# ENTRIES PROVIDED start

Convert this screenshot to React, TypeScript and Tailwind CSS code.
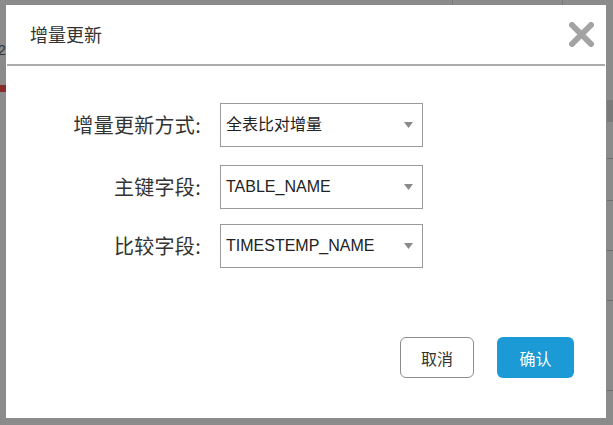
import React from 'react';

const cjk = { fontFamily: '"Noto Sans CJK SC", "Noto Sans", sans-serif' };
const mixed = { fontFamily: '"Liberation Sans", "Noto Sans CJK SC", sans-serif' };

interface FieldRowProps {
  label: string;
  value: string;
  className?: string;
}

function Caret() {
  return (
    <svg width="9" height="6" viewBox="0 0 9 6" className="shrink-0">
      <path d="M0 0 H9 L4.5 6 Z" fill="#8a8a8a" />
    </svg>
  );
}

function FieldRow({ label, value, className = '' }: FieldRowProps) {
  return (
    <div className={`flex items-center ${className}`}>
      <div className="w-[195px] text-right text-[20px] tracking-[0.3px] text-[#333]" style={cjk}>
        {label}
      </div>
      <div className="ml-[19px] flex h-[44px] w-[203px] items-center justify-between border border-[#9a9a9a] bg-white pl-[5px] pr-[9px]">
        <span className="text-[16px] text-[#222]" style={mixed}>
          {value}
        </span>
        <Caret />
      </div>
    </div>
  );
}

export default function App() {
  return (
    <div className="relative h-[425px] w-[613px] overflow-hidden bg-[#8b8b8b]">
      {/* page behind the overlay */}
      <div className="absolute right-0 top-0 flex h-[5px] w-[280px]">
        <div className="w-[120px] border-r border-[#777]" />
        <div className="w-[110px] border-r border-[#777]" />
      </div>
      <div className="absolute left-[-2px] top-[43px] text-[14px] leading-none text-[#333]" style={mixed}>
        2
      </div>
      <div className="absolute left-0 top-[85px] h-[7px] w-[6px] bg-[#8a2b2b]" />
      <div className="absolute right-0 top-[100px] h-[22px] w-[6px] bg-[#7a7a7a]" />
      <div className="absolute right-0 top-[158px] h-px w-[6px] bg-[#6e6e6e]" />
      <div className="absolute right-0 top-[200px] h-px w-[6px] bg-[#6e6e6e]" />
      <div className="absolute right-0 top-[250px] h-px w-[6px] bg-[#6e6e6e]" />
      <div className="absolute right-0 top-[300px] h-px w-[6px] bg-[#6e6e6e]" />
      <div className="absolute right-0 top-[390px] h-px w-[6px] bg-[#6e6e6e]" />

      <div className="absolute left-[6px] top-[5px] flex h-[413px] w-[600px] flex-col bg-white">
        <div className="flex h-[59px] items-center justify-between pl-[24px] pr-[12px]">
          <span className="text-[18px] text-[#333]" style={cjk}>
            增量更新
          </span>
          <svg width="25" height="25" viewBox="0 0 25 25">
            <path d="M3 3 L22 22 M22 3 L3 22" stroke="#a3a3a3" strokeWidth="6" strokeLinecap="round" />
          </svg>
        </div>
        <div className="mx-[1px] h-[2px] bg-[#ababab]" />

        <FieldRow label="增量更新方式:" value="全表比对增量" className="mt-[37px]" />
        <FieldRow label="主键字段:" value="TABLE_NAME" className="mt-[18px]" />
        <FieldRow label="比较字段:" value="TIMESTEMP_NAME" className="mt-[15px]" />

        <div className="mt-[69px] flex justify-end gap-[23px] pr-[32px]">
          <button
            className="h-[41px] w-[74px] rounded-[6px] border border-[#8c8c8c] bg-white text-[16px] text-[#333]"
            style={cjk}
          >
            取消
          </button>
          <button
            className="h-[41px] w-[77px] rounded-[6px] bg-[#1b9ad6] text-[16px] text-white"
            style={cjk}
          >
            确认
          </button>
        </div>
      </div>
    </div>
  );
}
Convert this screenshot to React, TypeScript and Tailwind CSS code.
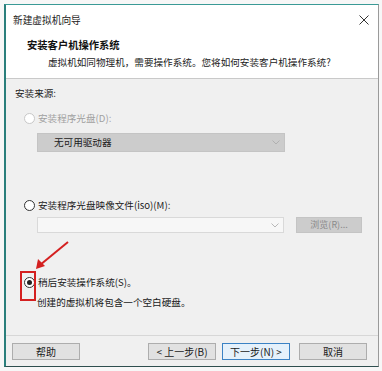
import React from "react";

const font = { fontFamily: '"Noto Sans CJK SC", "Noto Sans", sans-serif' };

function Radio({ checked, disabled }: { checked?: boolean; disabled?: boolean }) {
  return (
    <span
      className={
        "flex h-[11px] w-[11px] shrink-0 items-center justify-center rounded-full border bg-white " +
        (disabled ? "border-[#c8c8c8]" : "border-[#333333]")
      }
    >
      {checked && <span className="h-[5px] w-[5px] rounded-full bg-[#222222]" />}
    </span>
  );
}

function Chevron({ color }: { color: string }) {
  return (
    <svg width="8" height="5" viewBox="0 0 8 5">
      <path d="M0.5 0.5 L4 4 L7.5 0.5" fill="none" stroke={color} strokeWidth="1" />
    </svg>
  );
}

function Btn({ children, primary, className = "" }: { children: React.ReactNode; primary?: boolean; className?: string }) {
  return (
    <div
      className={
        "flex h-[17px] w-[68px] items-center justify-center border text-[10px] text-[#1a1a1a] " +
        (primary ? "border-[#3b82c4] bg-[#e5f1fb]" : "border-[#adadad] bg-[#e1e1e1]") +
        " " +
        className
      }
    >
      {children}
    </div>
  );
}

export default function App() {
  return (
    <div className="relative h-[371px] w-[382px] bg-[#f7f7f7] pl-[4px] pt-[4px]" style={font}>
      <div className="flex h-[363px] w-[375px] flex-col border-b border-l-2 border-r border-t border-b-[#2f4f4f] border-l-[#2b7f7c] border-r-[#9a9a9a] border-t-[#3a9a96] bg-[#f0f0f0]">
        {/* title bar */}
        <div className="flex h-[30px] items-center justify-between bg-white pl-[7px] pr-[9px]">
          <span className="text-[9.7px] text-[#1a1a1a]">新建虚拟机向导</span>
          <svg width="10" height="10" viewBox="0 0 10 10">
            <path d="M0.5 0.5 L9.5 9.5 M9.5 0.5 L0.5 9.5" stroke="#333" strokeWidth="1" />
          </svg>
        </div>
        {/* header */}
        <div className="h-[44px] border-b border-[#c9c9c9] bg-white">
          <div className="ml-[21px] mt-[3px] h-[14px] text-[10.3px] font-bold leading-[14px] text-[#111]">
            安装客户机操作系统
          </div>
          <div className="ml-[42px] mt-[3px] h-[14px] text-[9.6px] leading-[14px] text-[#222]">
            虚拟机如同物理机，需要操作系统。您将如何安装客户机操作系统?
          </div>
        </div>
        {/* body */}
        <div className="flex h-[257px] flex-col border-b border-[#d7d7d7] pl-[9px]">
          <div className="mt-[7px] h-[14px] text-[9.6px] leading-[14px] text-[#1a1a1a]">安装来源:</div>
          <div className="ml-[9px] mt-[11px] flex h-[14px] items-center gap-[3px]">
            <Radio disabled />
            <span className="text-[9.6px] text-[#a0a0a0]">安装程序光盘(D):</span>
          </div>
          <div className="ml-[22px] mt-[8px] flex h-[19px] w-[248px] items-center justify-between border border-[#c4c4c4] bg-[#cccccc] pl-[16px] pr-[4px]">
            <span className="text-[9.6px] text-[#1a1a1a]">无可用驱动器</span>
            <Chevron color="#b0b0b0" />
          </div>
          <div className="ml-[9px] mt-[46px] flex h-[14px] items-center gap-[3px]">
            <Radio />
            <span className="text-[9.6px] text-[#1a1a1a]">安装程序光盘映像文件(iso)(M):</span>
          </div>
          <div className="ml-[22px] mt-[5px] flex h-[16px] items-center">
            <div className="flex h-[16px] w-[247px] items-center justify-end border border-[#d9d9d9] bg-[#f7f7f7] pr-[4px]">
              <Chevron color="#b8b8b8" />
            </div>
            <div className="ml-[12px] flex h-[16px] w-[66px] items-center justify-center border border-[#c4c4c4] bg-[#cccccc] text-[9px] text-[#8a8a8a]">
              浏览(R)...
            </div>
          </div>
          <div className="ml-[9px] mt-[42px] flex h-[14px] items-center gap-[3px]">
            <Radio checked />
            <span className="text-[9.6px] text-[#1a1a1a]">稍后安装操作系统(S)。</span>
          </div>
          <div className="ml-[22px] mt-[6px] h-[14px] text-[9.6px] leading-[14px] text-[#1a1a1a]">
            创建的虚拟机将包含一个空白硬盘。
          </div>
        </div>
        {/* footer */}
        <div className="flex flex-1 items-start pl-[6px] pt-[7px]">
          <Btn>帮助</Btn>
          <Btn className="ml-[68px]">&lt; 上一步(B)</Btn>
          <Btn primary className="ml-[6px]">下一步(N) &gt;</Btn>
          <Btn className="ml-[9px]">取消</Btn>
        </div>
      </div>
      {/* annotations */}
      <div className="absolute left-[20px] top-[271px] h-[30px] w-[16px] border-2 border-[#d42020]" />
      <svg className="absolute left-0 top-0" width="382" height="371" viewBox="0 0 382 371">
        <line x1="68" y1="242" x2="40" y2="265" stroke="#d42020" strokeWidth="2" />
        <path d="M36 269 L38 259 L45 266 Z" fill="#d42020" />
      </svg>
    </div>
  );
}
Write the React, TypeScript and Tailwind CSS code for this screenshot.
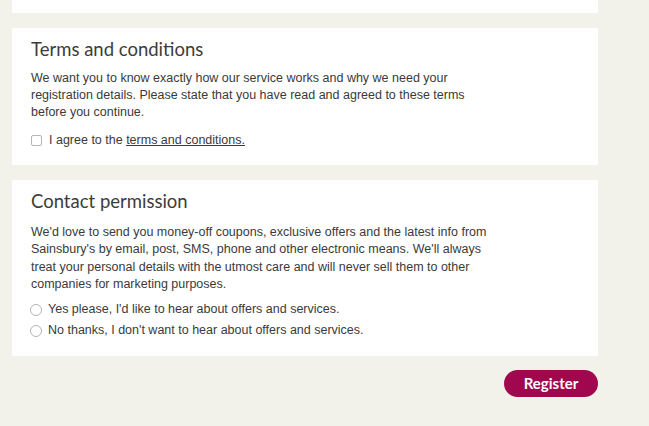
export default function App() {
  return (
    <div className="min-h-[426px] w-full bg-[#f3f2ea] pl-3 pb-8 font-['Liberation_Sans',Arial,sans-serif] text-[#3a3a3a]">
      <div className="w-[586px]">
        <div className="h-[13px] bg-white" />

        <section className="mt-[15px] bg-white px-[19px] pt-[8px] pb-[16px]">
          <h2 className="font-['Lato',sans-serif] text-[18.5px] leading-[26px] text-[#3c3c3c]">
            Terms and conditions
          </h2>
          <p className="mt-[8px] whitespace-nowrap text-[12.5px] leading-[17px]">
            We want you to know exactly how our service works and why we need your
            <br />
            registration details. Please state that you have read and agreed to these terms
            <br />
            before you continue.
          </p>
          <label className="mt-[11px] flex items-center gap-[7px] text-[12.5px] leading-[17px]">
            <span className="h-[11px] w-[11px] rounded-[2px] border border-[#b5b5b5] bg-white" />
            <span>
              I agree to the <span className="underline">terms and conditions.</span>
            </span>
          </label>
        </section>

        <section className="mt-[15px] bg-white px-[19px] pt-[8px] pb-[17px]">
          <h2 className="font-['Lato',sans-serif] text-[18.5px] leading-[26px] text-[#3c3c3c]">
            Contact permission
          </h2>
          <p className="mt-[10px] whitespace-nowrap text-[12.5px] leading-[17.3px]">
            We'd love to send you money-off coupons, exclusive offers and the latest info from
            <br />
            Sainsbury's by email, post, SMS, phone and other electronic means. We'll always
            <br />
            treat your personal details with the utmost care and will never sell them to other
            <br />
            companies for marketing purposes.
          </p>
          <div className="mt-[8px] flex flex-col gap-[4px] text-[12.5px] leading-[17px]">
            <label className="-ml-px flex items-center gap-[6px]">
              <span className="h-[12px] w-[12px] rounded-full border border-[#b5b5b5] bg-white" />
              <span>Yes please, I'd like to hear about offers and services.</span>
            </label>
            <label className="-ml-px flex items-center gap-[6px]">
              <span className="h-[12px] w-[12px] rounded-full border border-[#b5b5b5] bg-white" />
              <span>No thanks, I don't want to hear about offers and services.</span>
            </label>
          </div>
        </section>

        <div className="mt-[14px] flex justify-end">
          <button className="h-[27px] w-[94px] rounded-full bg-[#a0074f] font-['Lato',sans-serif] text-[15px] font-bold text-white">
            Register
          </button>
        </div>
      </div>
    </div>
  )
}
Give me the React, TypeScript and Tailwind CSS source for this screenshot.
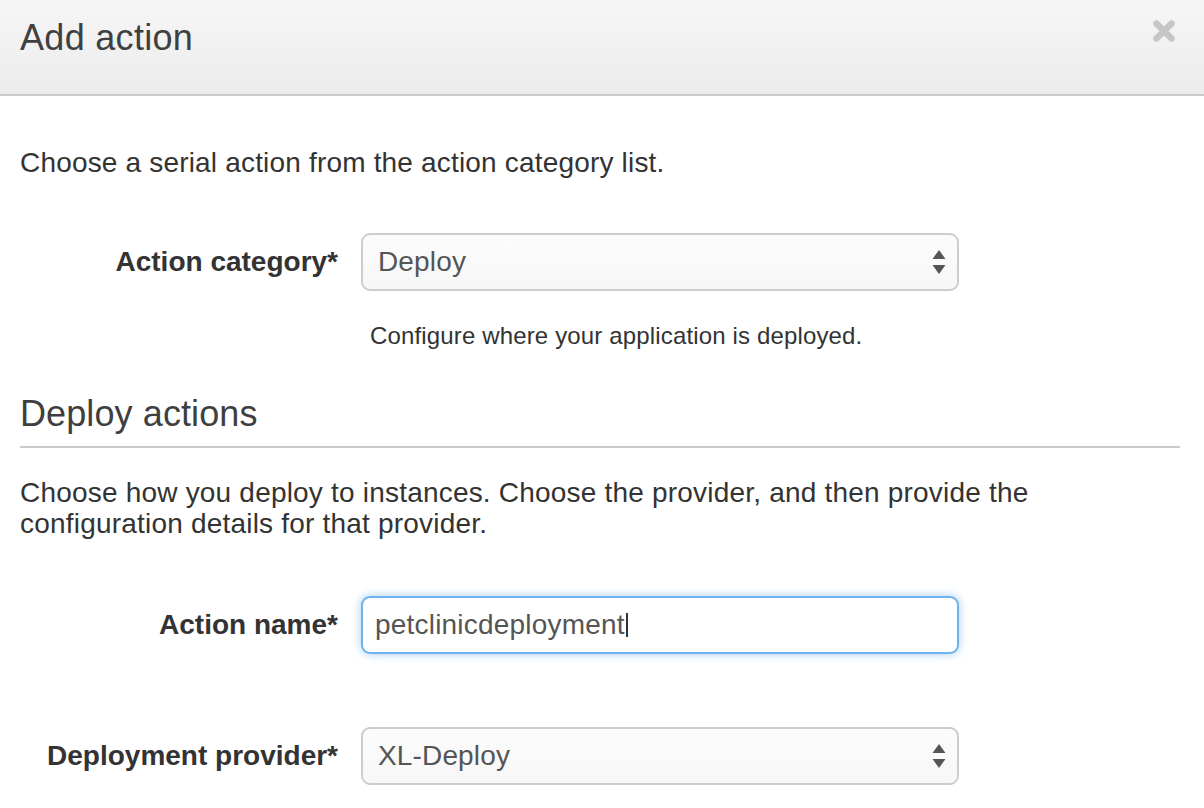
import React from "react";

const font = { fontFamily: '"Liberation Sans", Arial, Helvetica, sans-serif' };

function Arrows() {
  return (
    <svg width="14" height="26" viewBox="0 0 14 26" className="shrink-0">
      <path d="M7 1 L13.5 10 L0.5 10 Z" fill="#555" />
      <path d="M0.5 16 L13.5 16 L7 25 Z" fill="#555" />
    </svg>
  );
}

function CloseIcon() {
  return (
    <svg width="24" height="24" viewBox="0 0 24 24">
      <path d="M4.5 4.5 L19.5 19.5 M19.5 4.5 L4.5 19.5" stroke="#c6c6c6" strokeWidth="6.5" strokeLinecap="round" />
    </svg>
  );
}

function FakeSelect({ value }: { value: string }) {
  return (
    <div className="w-[598px] h-[58px] rounded-[9px] border-2 border-[#cdcdcd] bg-gradient-to-b from-[#fcfcfc] to-[#f7f7f7] flex items-center justify-between pl-[15px] pr-[11px]">
      <span className="text-[28px] leading-[32px] tracking-[0.15px] text-[#555]">{value}</span>
      <Arrows />
    </div>
  );
}

function Row({ label, children }: { label: string; children: React.ReactNode }) {
  return (
    <div className="flex items-center">
      <div className="w-[318px] text-right font-bold text-[28px] leading-[32px] text-[#333]">{label}</div>
      <div className="ml-[23px]">{children}</div>
    </div>
  );
}

export default function App() {
  return (
    <div style={font} className="w-[1204px] h-[808px] bg-white overflow-hidden text-[#333]">
      <div className="h-[96px] border-b-2 border-[#cbcbcb] bg-gradient-to-b from-[#f6f6f6] to-[#ececec] flex justify-between pl-[20px] pr-[28px]">
        <h4 className="pt-[18px] text-[36px] leading-[40px] tracking-[0.3px] text-[#3f3f3f]">Add action</h4>
        <div className="pt-[19px]">
          <CloseIcon />
        </div>
      </div>

      <div className="px-[20px]">
        <p className="mt-[51px] text-[28px] leading-[31px] tracking-[0.18px]">Choose a serial action from the action category list.</p>

        <div className="mt-[55px]">
          <Row label="Action category*">
            <FakeSelect value="Deploy" />
          </Row>
        </div>

        <p className="mt-[31px] ml-[350px] text-[24px] leading-[28px] tracking-[0.15px] text-[#333]">Configure where your application is deployed.</p>

        <h3 className="mt-[44px] text-[36px] leading-[40px] tracking-[0.1px] text-[#3f3f3f]">Deploy actions</h3>
        <div className="mt-[12px] w-[1160px] border-t-2 border-[#cacaca]" />

        <p className="mt-[29px] text-[28px] leading-[31px] tracking-[0.2px]">
          Choose how you deploy to instances. Choose the provider, and then provide the
          <br />
          configuration details for that provider.
        </p>

        <div className="mt-[57px]">
          <Row label="Action name*">
            <div className="w-[598px] h-[58px] rounded-[9px] border-2 border-[#6fb3ea] bg-white shadow-[0_0_10px_rgba(102,175,233,0.6)] flex items-center pl-[12px]">
              <span className="text-[28px] leading-[32px] tracking-[0.2px] text-[#555]">petclinicdeployment</span>
              <span className="w-[2px] h-[24px] bg-[#333] ml-[1px]" />
            </div>
          </Row>
        </div>

        <div className="mt-[73px]">
          <Row label="Deployment provider*">
            <FakeSelect value="XL-Deploy" />
          </Row>
        </div>
      </div>
    </div>
  );
}
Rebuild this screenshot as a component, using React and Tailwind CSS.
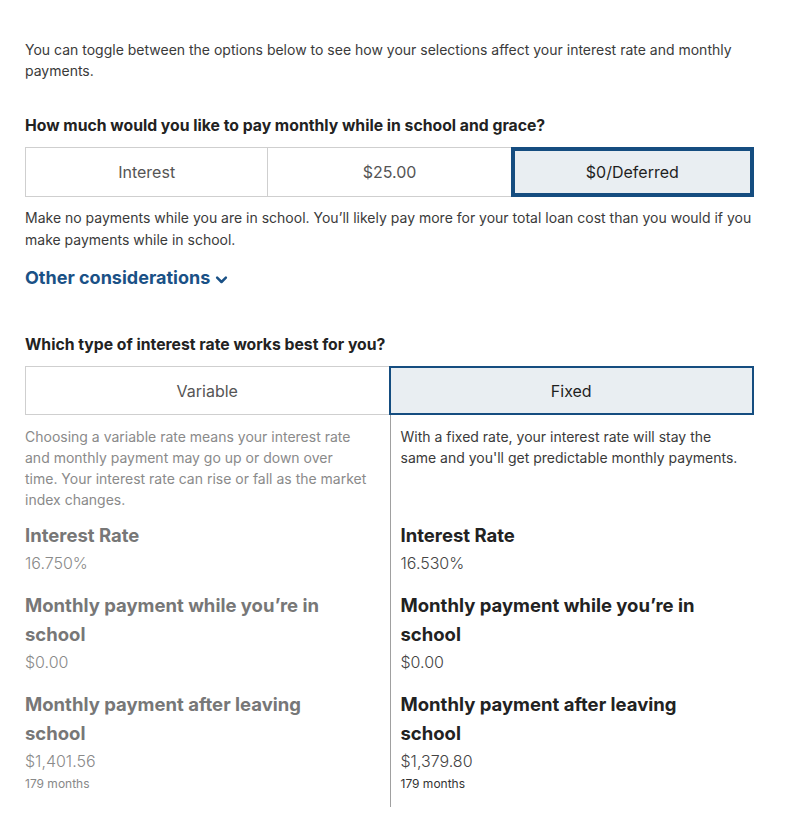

# ENTRIES PROVIDED end

**TASK PROMPT:** Only the lines from the start of the records to the one containing "right-0 top-[390px] h-px" should be repeated, exactly and with both ends kept; drop any pictures.

**EXERCISE ANSWER:**
Convert this screenshot to React, TypeScript and Tailwind CSS code.
import React from 'react';

const cjk = { fontFamily: '"Noto Sans CJK SC", "Noto Sans", sans-serif' };
const mixed = { fontFamily: '"Liberation Sans", "Noto Sans CJK SC", sans-serif' };

interface FieldRowProps {
  label: string;
  value: string;
  className?: string;
}

function Caret() {
  return (
    <svg width="9" height="6" viewBox="0 0 9 6" className="shrink-0">
      <path d="M0 0 H9 L4.5 6 Z" fill="#8a8a8a" />
    </svg>
  );
}

function FieldRow({ label, value, className = '' }: FieldRowProps) {
  return (
    <div className={`flex items-center ${className}`}>
      <div className="w-[195px] text-right text-[20px] tracking-[0.3px] text-[#333]" style={cjk}>
        {label}
      </div>
      <div className="ml-[19px] flex h-[44px] w-[203px] items-center justify-between border border-[#9a9a9a] bg-white pl-[5px] pr-[9px]">
        <span className="text-[16px] text-[#222]" style={mixed}>
          {value}
        </span>
        <Caret />
      </div>
    </div>
  );
}

export default function App() {
  return (
    <div className="relative h-[425px] w-[613px] overflow-hidden bg-[#8b8b8b]">
      {/* page behind the overlay */}
      <div className="absolute right-0 top-0 flex h-[5px] w-[280px]">
        <div className="w-[120px] border-r border-[#777]" />
        <div className="w-[110px] border-r border-[#777]" />
      </div>
      <div className="absolute left-[-2px] top-[43px] text-[14px] leading-none text-[#333]" style={mixed}>
        2
      </div>
      <div className="absolute left-0 top-[85px] h-[7px] w-[6px] bg-[#8a2b2b]" />
      <div className="absolute right-0 top-[100px] h-[22px] w-[6px] bg-[#7a7a7a]" />
      <div className="absolute right-0 top-[158px] h-px w-[6px] bg-[#6e6e6e]" />
      <div className="absolute right-0 top-[200px] h-px w-[6px] bg-[#6e6e6e]" />
      <div className="absolute right-0 top-[250px] h-px w-[6px] bg-[#6e6e6e]" />
      <div className="absolute right-0 top-[300px] h-px w-[6px] bg-[#6e6e6e]" />
      <div className="absolute right-0 top-[390px] h-px w-[6px] bg-[#6e6e6e]" />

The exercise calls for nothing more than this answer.